When applied to a linear model, Sign Entropy Regularization eliminates unstable coefficients and forces it to learn only from stable features. The robust coefficients to sign flips render the model more consistent, making it suitable for explainability. Additionally, as mentioned earlier \Cref{sec:contribution}, the relative ranks of the coefficients also stabilize as a side effect of our regularization, further enhancing explainability.

\begin{figure}[htp]
\centering
\includegraphics[width=0.49\textwidth]{figures/combined_plot.png}
\caption{Distribution of ASFE and RMSE scores of the proposed method and other methods for Housing Price and Energy appliances datasets. The proposed method achieves much lower ASFE score while maintaining comparable RMSE with other methods.}
\label{fig:asfe_rmse_regularization}
\end{figure}
\end{comment}

\subsection{Evaluation of Sign Entropy Regularization}
We first validate the proposed Sign Entropy regularization by comparing it with a family of other approaches with different regularization strategies. We compared our approached with frequentist Lasso \citep{tibshirani1996regression}, Ridge \citep{hoerl1970ridge}, Bayesian Ridge \citep{mackay1992bayesian} \cite{tipping2001sparse}, Automatic Relevance Determination (ARD) \citep{mackay1992bayesian}, \citep{salakhutdinov2024lecture2} and Ordinary Least Squares (OLS) \citep{kutner2005applied}. We compute Average Sign Flip Entropy (ASFE) \citep{Bora_2024_CVPR} and Root Mean Square Error (RMSE) for all approaches to establish the efficacy of our newly proposed Sign Entropy-based regularization on two public datasets: House Prices - Advanced Regression Techniques dataset from Kaggle \citep{kaggle_houseprice_competition} and Appliance Energy Prediction dataset \citep{candanedo2017data} from the UCI repository. We used the implementation from Scikit-learn \citep{scikit-learn-full} for the SOTA approaches and we wrote our code\footnote{\url{https://github.com/rebathip/BELIEF.git}} in python. %We will make all our code publicly available.

\begin{figure}[h]
\centering
\includegraphics[width=0.49\textwidth]{figures/combined_plot.png}
\caption{Distribution of ASFE and RMSE scores of the proposed method and other methods for Housing Price and Energy appliances datasets. The proposed method achieves much lower ASFE score while maintaining comparable RMSE with other methods.}
\label{fig:asfe_rmse_regularization}
\end{figure}

We evaluate LASSO, Ridge, Bayesian Ridge, and the proposed method with different settings of the regularization hyper-parameter ($\alpha=0.1, 0.5, 1$ in case of LASSO and Ridge and $\lambda_{init}=0.1, 0.5, 1$ for Bayesian Ridge)\footnote{OLS does not have a regularization term and ARD does not have $\lambda_{init}$ hyper-parameter.}. This enabled us to compare the proposed regularization method with other methods at different regularization strengths.
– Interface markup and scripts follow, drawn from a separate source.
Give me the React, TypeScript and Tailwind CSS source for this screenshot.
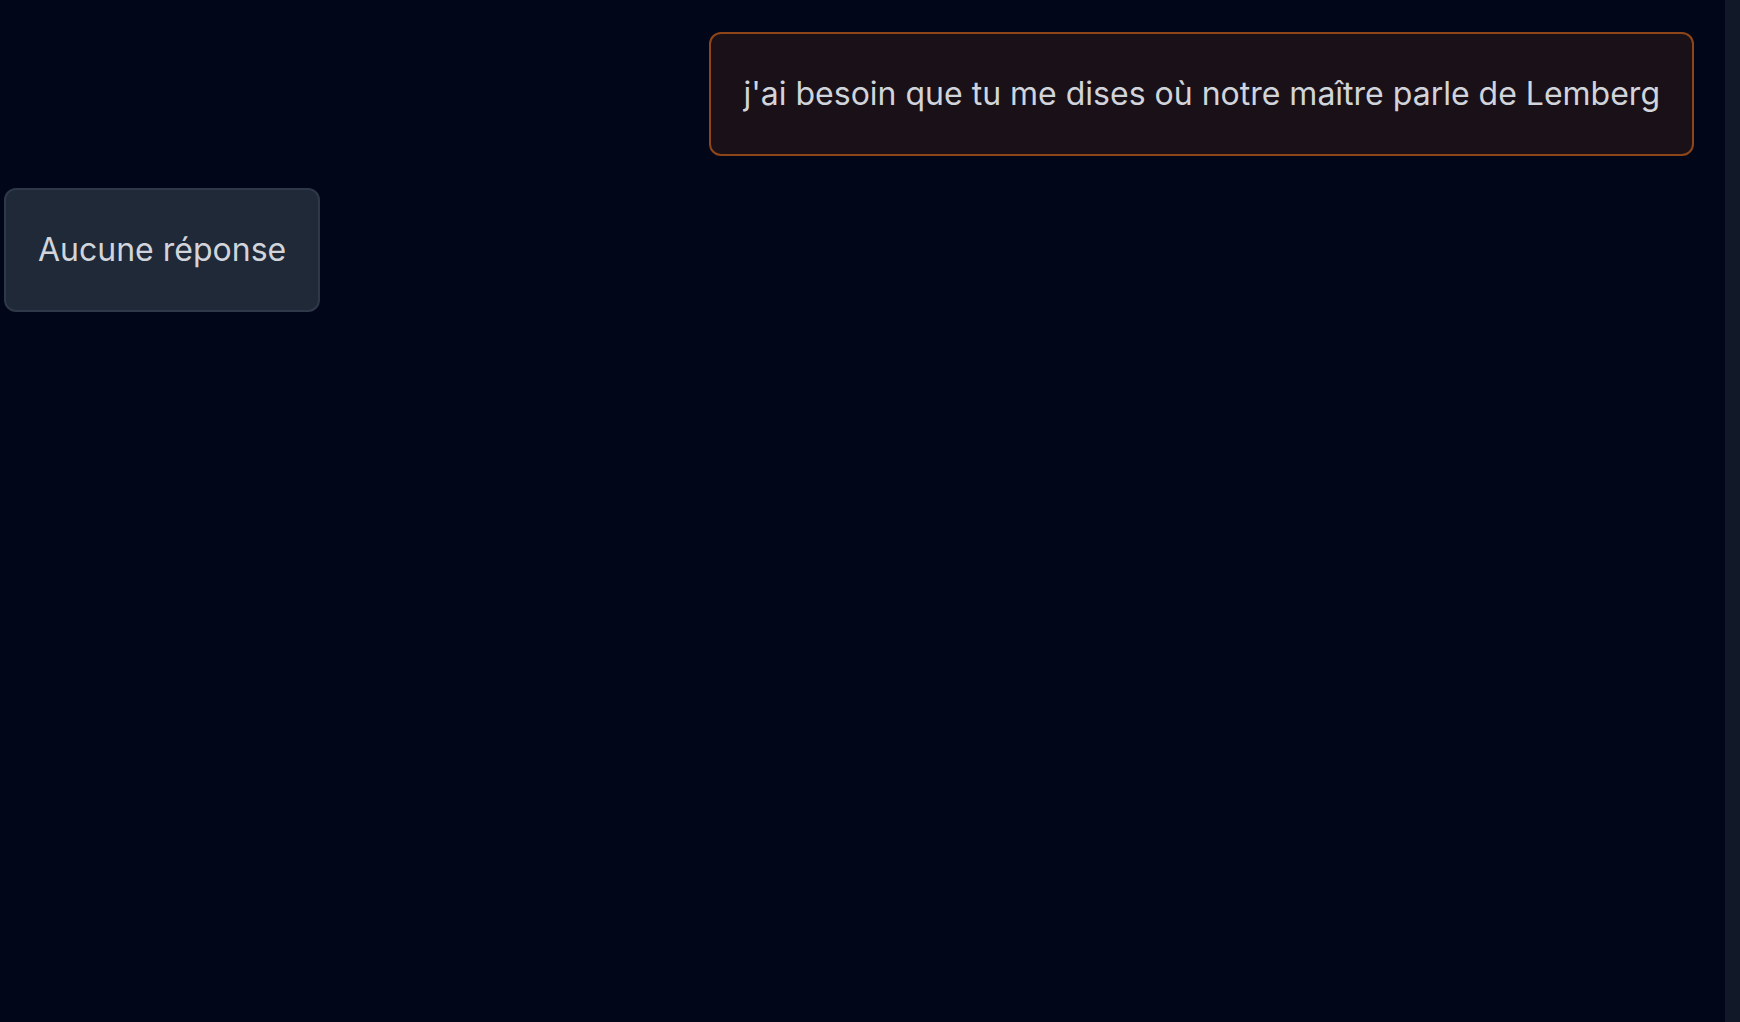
export default function App() {
  return (
    <div className="flex h-screen w-full bg-[#010618]" style={{ fontFamily: 'Inter, "Noto Sans", sans-serif' }}>
      {/* Messages */}
      <div className="flex-1 flex flex-col gap-8 pt-8 pl-1 pr-[31px]">
        <div className="self-end rounded-xl border-2 border-[#8e4518] bg-[#1a1118] px-8 py-8 text-[32px] leading-[56px] text-[#d1d5db]">
          j'ai besoin que tu me dises où notre maître parle de Lemberg
        </div>
        <div className="self-start rounded-xl border-2 border-[#2f3848] bg-[#1f2937] px-8 py-8 text-[32px] leading-[56px] text-[#d1d5db]">
          Aucune réponse
        </div>
      </div>
      {/* Scroll track */}
      <div className="w-[15px] h-full bg-[#111827]" />
    </div>
  );
}
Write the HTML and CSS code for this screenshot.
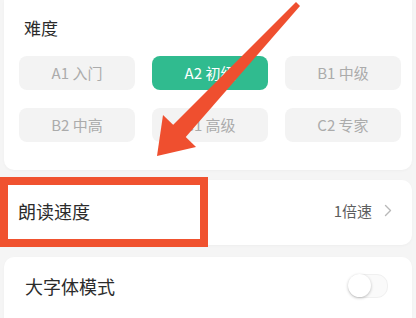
FILE: index.html
```html
<!DOCTYPE html>
<html lang="zh-CN">
<head>
    <meta charset="UTF-8">
    <meta name="viewport" content="width=device-width, initial-scale=1.0">
    <title>阅读设置</title>
    <link rel="stylesheet" href="styles.css">
</head>
<body>
    <div class="page">
        <div class="card level-card">
            <h2 class="card-title">难度</h2>
            <div class="level-grid">
                <div class="chip">A1 入门</div>
                <div class="chip active">A2 初级</div>
                <div class="chip">B1 中级</div>
                <div class="chip">B2 中高</div>
                <div class="chip">C1 高级</div>
                <div class="chip">C2 专家</div>
            </div>
        </div>

        <div class="card row speed-row">
            <span class="row-label">朗读速度</span>
            <span class="row-value">1倍速
                <svg class="chevron" width="8" height="13" viewBox="0 0 8 13">
                    <path d="M1.5 1.5 L6.5 6.5 L1.5 11.5" fill="none" stroke="#b8b8b8" stroke-width="1.4" stroke-linecap="round" stroke-linejoin="round"/>
                </svg>
            </span>
        </div>

        <div class="card row font-row">
            <span class="row-label">大字体模式</span>
            <div class="switch"><div class="knob"></div></div>
        </div>
    </div>

    <!-- annotation overlay -->
    <div class="mark-box"></div>
    <svg class="mark-arrow" width="416" height="318" viewBox="0 0 416 318">
        <polygon points="300,6 296,2 171,127 184,139" fill="#ef4f2f"/>
        <polygon points="157,156 163,115 196,147" fill="#ef4f2f"/>
    </svg>
</body>
</html>
```

FILE: styles.css
```css
body {
    margin: 0;
    background: #f5f5f5;
    font-family: "Noto Sans CJK SC", "Noto Sans", sans-serif;
    color: #333;
    overflow: hidden;
}

.page {
    padding: 0 4px;
}

.card {
    background: #fff;
    border-radius: 10px;
    box-shadow: 0 1px 3px rgba(0, 0, 0, 0.03);
}

.level-card {
    border-radius: 0 0 10px 10px;
    padding: 17px 11px 28px 15px;
}

.card-title {
    margin: 0 0 17px 5px;
    font-size: 17px;
    line-height: 22px;
    font-weight: normal;
    color: #2b2b2b;
}

.level-grid {
    display: grid;
    grid-template-columns: repeat(3, 116px);
    column-gap: 17px;
    row-gap: 18px;
}

.chip {
    height: 34px;
    line-height: 34px;
    border-radius: 8px;
    background: #f3f3f3;
    color: #ababab;
    font-size: 15px;
    text-align: center;
}

.chip.active {
    background: #30bb8f;
    color: #fff;
}

.row {
    display: flex;
    align-items: center;
    justify-content: space-between;
    margin-top: 10px;
}

.speed-row {
    height: 61px;
    padding: 0 20px 4px 14px;
}

.font-row {
    margin-top: 12px;
    height: 58px;
    padding: 0 24px 14px 21px;
}

.row-label {
    font-size: 18px;
    color: #2b2b2b;
}

.row-value {
    display: flex;
    align-items: center;
    gap: 12px;
    font-size: 15px;
    color: #5e5e5e;
}

.switch {
    width: 38px;
    height: 22px;
    border-radius: 11px;
    background: #fafafa;
    border: 1px solid #f0f0f0;
    position: relative;
}

.knob {
    position: absolute;
    left: -1px;
    top: -1px;
    width: 23px;
    height: 23px;
    border-radius: 50%;
    background: #fff;
    box-shadow: 0 1px 3px rgba(0, 0, 0, 0.25);
}

.mark-box {
    position: absolute;
    left: 0;
    top: 177px;
    width: 192px;
    height: 54px;
    border: 8px solid #f0522f;
}

.mark-arrow {
    position: absolute;
    left: 0;
    top: 0;
}
```
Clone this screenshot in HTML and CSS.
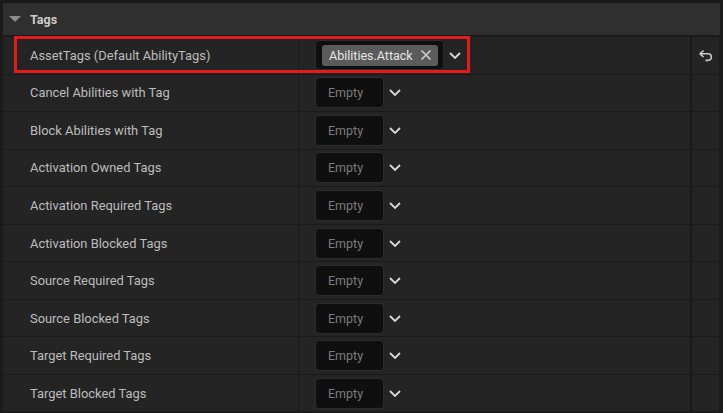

We then computed the ASFE and the RMSE\footnote{We normalized RMSE to a scale of [0,1] using min-max scaling.} metrics by performing five-fold cross validation with five repeats. As noted from \Cref{fig:asfe_rmse_regularization}, the proposed regularization scheme achieves low ASFE compared to all other approaches indicating stability/consistency of coefficient sign. Further, we note no significant loss of RMSE as compared to other approaches. The ASFE score for the proposed method outperformed other methods by a large margin which can be observed from the low overlap of the ASFE scores. For ascertaining that our method does not impact the predictive power, we conducted Two-sample Kolmogorov-Smirnov (KS) test \citep{hodges1958significance} on the distribution of RMSE scores of our proposed method with the other methods. We used KS test owing to its non-parametric nature.  Null Hypothesis $H_{0}$ was that the two distributions are identical and the alternate hypothesis was that they are not identical. The p-values (refer to supplementary for details \Cref{tab:ks_test}) from the tests were much higher than the commonly accepted threshold of 0.05 providing insufficient statistical evidence to reject the Null Hypothesis $H_{0}$. Thus, we see that our method achieves high stability in terms of coefficients' sign flips while retaining comparable predictive power.

%Intrigued by the general decrease in ASFE and a small increase in RMSE, we further quantify the magnitude of decrease in ASFE and increase in RMSE by studying the effect size. We make use of Cliff's Delta \cite{} to analyze this in a non-parametric manner. As noted from \Cref{fig:cliffs_delta}, we see that the decrease in ASFE is much higher (close to 1) as compared to the increase in RMSE hovering around $0$. Further, we see that in some scenarios our proposed regularization has a lower RMSE as compared to other approaches. The analysis confirms a high decrease in ASFE with a minimal increase in RMSE suggesting the approach as a better alternative for building explainable models with consistent explanations.